Before she knows what’s happening, the little dragon has grabbed her hands and is twirling her round and round until she’s laughing out loud. Then, just as suddenly, it swings her up onto its back, and they fly out of the window together, never looking back.
That experience – and so many other similar ones since, invited me to redefine our inner child and the process of healing. I would suggest that:
• There is always a part of us that remembers who we really are – our inner child. Our inner child is at all times in touch with our higher self, our pure essence. It remains the guardian of essential qualities we need to re-integrate when we’re ready. Its nature is like the purple dragon.

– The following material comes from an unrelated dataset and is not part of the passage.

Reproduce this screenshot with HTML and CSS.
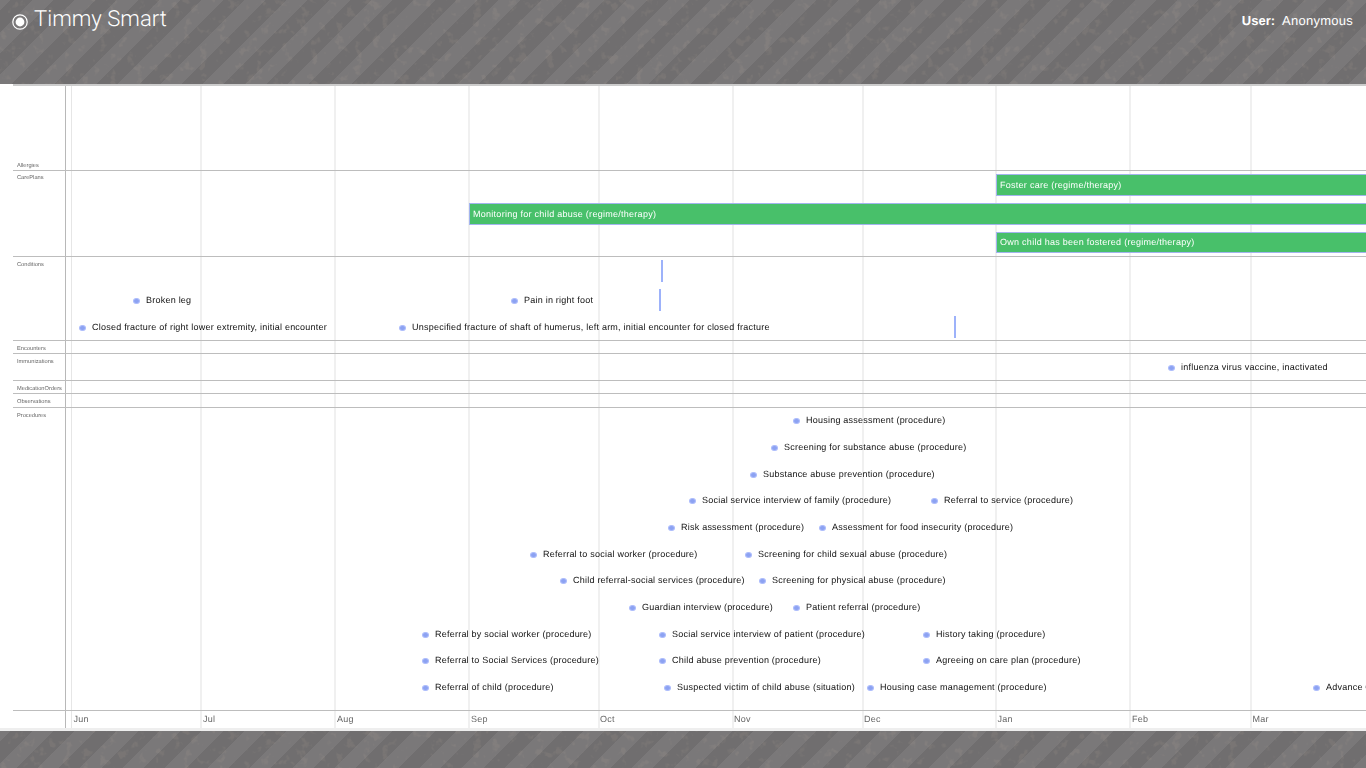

• The part that needs healing is the adult who has remained traumatised: the part of the soul that fully experiences our human journey.
• Healing therefore involves the recovery of the vital energy we have lost – our inner child – because without that aspect of ourselves we are incomplete, and lack some of our vital energy.
What can we take from this that’s useful in our own healing? How about these thoughts?
1. Remember that who we feel or believe ourselves to be is far less than we truly are.
2. Remember that our true nature is not traumatised or lacking; part of us is simply waiting to be welcomed back.
3. Our task is to give ourselves every opportunity to get back in touch with our Soul Signature.
4. We can do this most effectively by coming to know – and call upon – our inner child.
Asking ourselves these questions as a starting point can help:
If I was born free and intact, what experiences led me to become separated from my inner child?
How has this depleted me?
What qualities might my inner child have kept safe for me until I’m ready to invite them back?
There will be times when my inner child is calling me – moments of creativity, fun, courage, strength, joy – am I noticing?
How can I use this knowledge and embrace those qualities in my life now?
What image of my inner child will help me do that?
A wise shaman once said to someone seeking to heal, ‘When did you last laugh, or dance, or sing, or tell stories, or walk in nature?’
I would add, ‘When did you last go in search of your inner child in order to discover all that they want to give back to you? Let yourself remember, and heal.’